The Bad – Here’s the thing, the book was written in 1983. A time where, presumably, there was a lot more simple acceptance of religious ideals, or at least almost everyone would have grown up with some religious education. A cynical ambitious journalist accidentally stumbling onto genuine miracles and demons in 2021 though? I feel like they could have hit the point home a bit more that Gerry Fenn never believed it to be true, and just how stunned and scared he is to realize that not only was he not merely propagating a hoax, but instead genuinely party to a demonic presence. I think Gerry is far too quick to be like “sweet I saw a miracle, this is going to be awesome for my career!” That is my biggest critique from a story perspective. The other glaring thing is that Cary Elwes’s Boston accent is absurd. At times a bad Boston accent, at times straight up Irish, and at times New York. Horrible. Fatal Flaw: I think it failed to update the core story for the nearly 40 year gap between the book’s publication and movie’s production which makes it ring false.
The BMT – Throw it on the pile of other religious horror I guess. I think this is one of the better ones, but I also have no doubt that I will never think of or watch this film again. Maybe one claim to fame could be that it is an adaptation of a book by a pretty famous horror writer from England I had never heard of. So if I end up reading a few of his books that could be a fun origin story for that. Did it meet my expectations? It actually didn’t even really have that many jump scares. I will say that to suggest having seen other religious horror is to have seen this film is a bit unfair. This seems a bit OG in that regard since it is an adaptation, and the fundamental “twist” is far more interesting than I think they give it credit for.
Roast-radamus – A very nice Setting as a Character (Where?) for Western Massachusetts (presumably, I guess it could be anywhere in Massachusetts, but I think it must be Western Mass). And I’ll lob out a Worst Twist (How?) for just how they muddle things with “Mary” and the Virgin Mary and all that. Is it a twist? Debatable, but I’ll toss it out there. I think this is closest to Good maybe.
Sequel, Prequel, Remake – The Prequel is always the way to go with bad horror films. Made a bad Ouija movie? Well, let’s go back to the 70s and it’ll be weirdly good. Made a bad Annabelle film? Well, what about if we did the origin story we should have done in the first place? Works every time, by which I mean it worked the two times I remember. The origin story here is about Mary obviously. You twist it on its head a bit right? She’s a devout Christian in Puritan Massachusetts, but then is assaulted by the townspeople of Banfield and left for dead. Rescued by a witch she is consumed with the desire for revenge, and uses her knowledge of the divine to corrupt them, kill them, and ultimately condemn their souls to torture within her Dark Realm. Her revenge complete, an innocent attempts to bring her back to the light, for God is capable of all forgiveness, but Mary refuses, vowing to consume the blighted Earth and destroy God himself with her resulting power. Venturing into Mary’s Dark Realm, our hero saves the town priest who is able to kill Mary and trap her soul in a Kern Baby. See, you got a little anti-hero for Mary, but then ultimately she becomes too far gone. The Unholy: Original Sin would be the name there. The third film takes place after the first and would be about Alice learning that Father Hagan’s soul is trapped in the Dark Realm and she too has to venture forth to battle Mary once more to save him in The Unholy: Dark Realm.

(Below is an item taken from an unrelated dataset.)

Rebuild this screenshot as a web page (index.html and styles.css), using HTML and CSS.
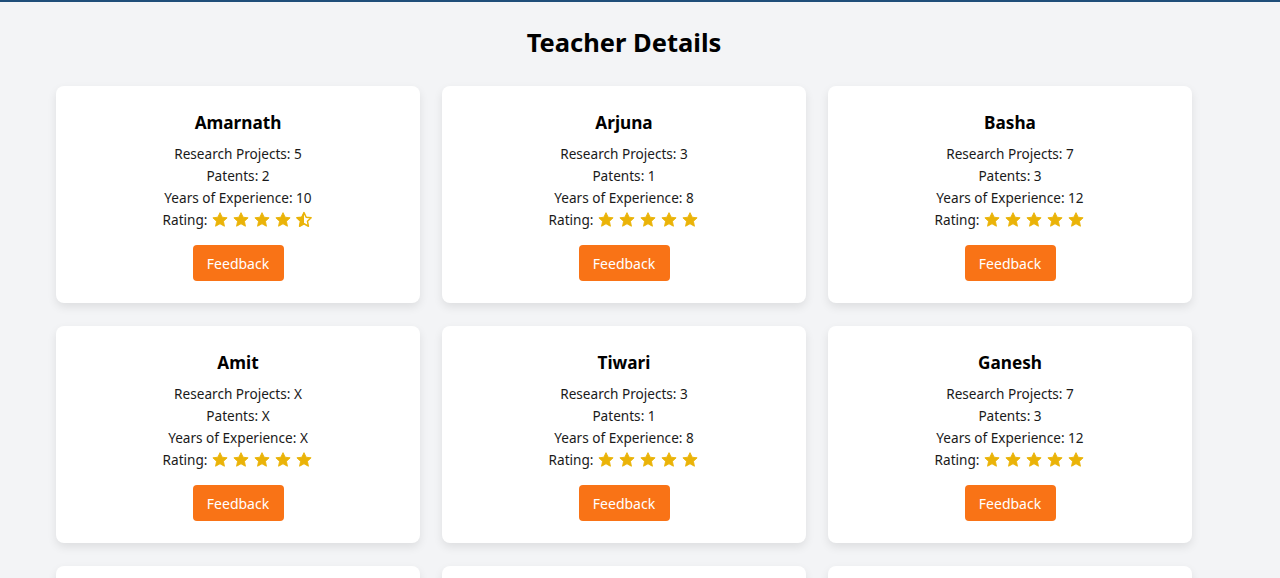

You Just Got Schooled – We’re back babyyyyyyyy! I could have read the book the film was based on (Shrine), but instead I read James Herbert’s first (and very short) novel The Rats. Immediately very fun in that you get a lot of descriptions of run down 1970s East London. The story is also pretty fun just because it is pretty similar to Night Shift by Stephen King in some ways, which was written in 1970 it seems. Herbert also made a book called The Fog which is also just about poisonous fog creeping into a town. The point I’m making is that these original books seem to be very archetypal, stories which are more campfire tales projected onto a particular setting / characters. And there is something fun about seeing a period of horror literature that was still publishing shorts and installments into magazines like Cavelier and Penthouse. The book itself is a bit odd. Very disjointed because it doesn’t tend to really follow the main character much for a good chunk of the book. Instead, it is more just showing bits of East London and rats attacking. It is also a bit odd because it is speaking on the degraded nature of East London from a time long enough ago that it is hardly recognizable. East London is still “grimy” maybe, but it is also pretty hipster and multicultural now. Anyways, fun short book anyways, if a bit rote. B.